Consider the noun phrase "a big tree." The corresponding parse tree is
NP
|
/ \
article NP2
| |
| / \
| adjective NP2
| | |
| | / \
| | common_noun Mods
| | |
a big tree
Here is in the computation to determine if tree01 is in the extension of "a big tree":
np([a,big,tree],tree01) query
| np([Art|Rest],X) :- article(Art), np2(Rest,X)
| Art = a, Rest = [big,tree], X = tree01
article(a), np2([big,tree],tree01)
| article(a) succeeds; matches fact in lexicon
|
np2([big,tree],tree01)
| np2([Adj|Rest],X) :- adjective(Adj,X), np2(Rest,X)
| Adj = big, Rest = tree, X = tree01
adjective(big,tree01), np2(tree,tree01)
| adjective(big,X) :- size(X,big)
| X = tree01
size(tree01,big), np2(tree,tree01)
| size(tree01,big) succeeds; matches fact in model
|
np2(tree,tree01)
| np2([Noun|Rest],X) :- common_noun(Noun,X), mods(Rest,X)
| Noun = tree, Rest = [], X = tree01
common_noun(tree,tree01), mods([],tree01)

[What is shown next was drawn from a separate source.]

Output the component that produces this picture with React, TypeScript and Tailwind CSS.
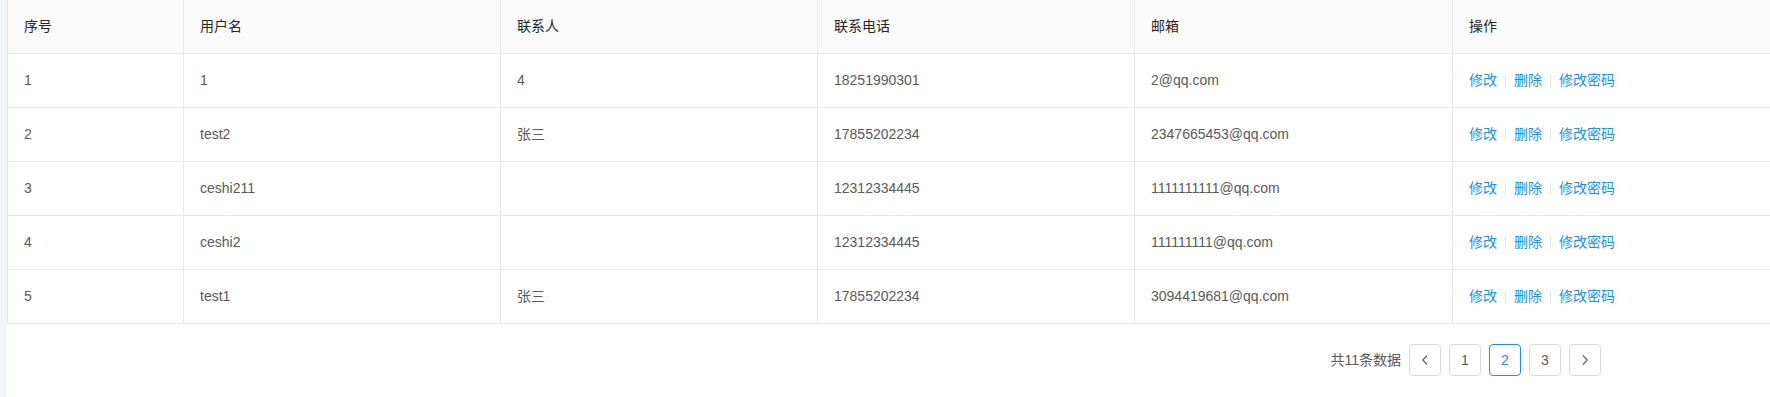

| common_noun(tree,X) :- tree(X)
| X = tree01
tree(tree01), mods([],tree01)
| tree(tree01) succeeds, matches fact in model
|
mods([],tree01)
| mods([],tree01) succeeds, it matches mods([],_)
|
| The symbol _ (called the "underscore") is the anonymous variable.
| It indicates that the variable is solely for pattern-matching. The
| binding is not part of the computation process.
the query succeeds!
What we have Accomplished in this Lecture
We considered some ideas in natural language processing (NLP). We considered how a lexicon and grammar together define the sentences (the grammatical strings) in a language. We considered a Prolog program that recognizes whether strings are sentences in the language and generates their parse trees. We saw how a lexicon can be built relative to a model so that a Prolog program can answer questions about whether an object is in the extension of a noun phrase. The computations in these programs begin indicate how natural language processing might be incorporated into the logic programming/agent model of a rational agent.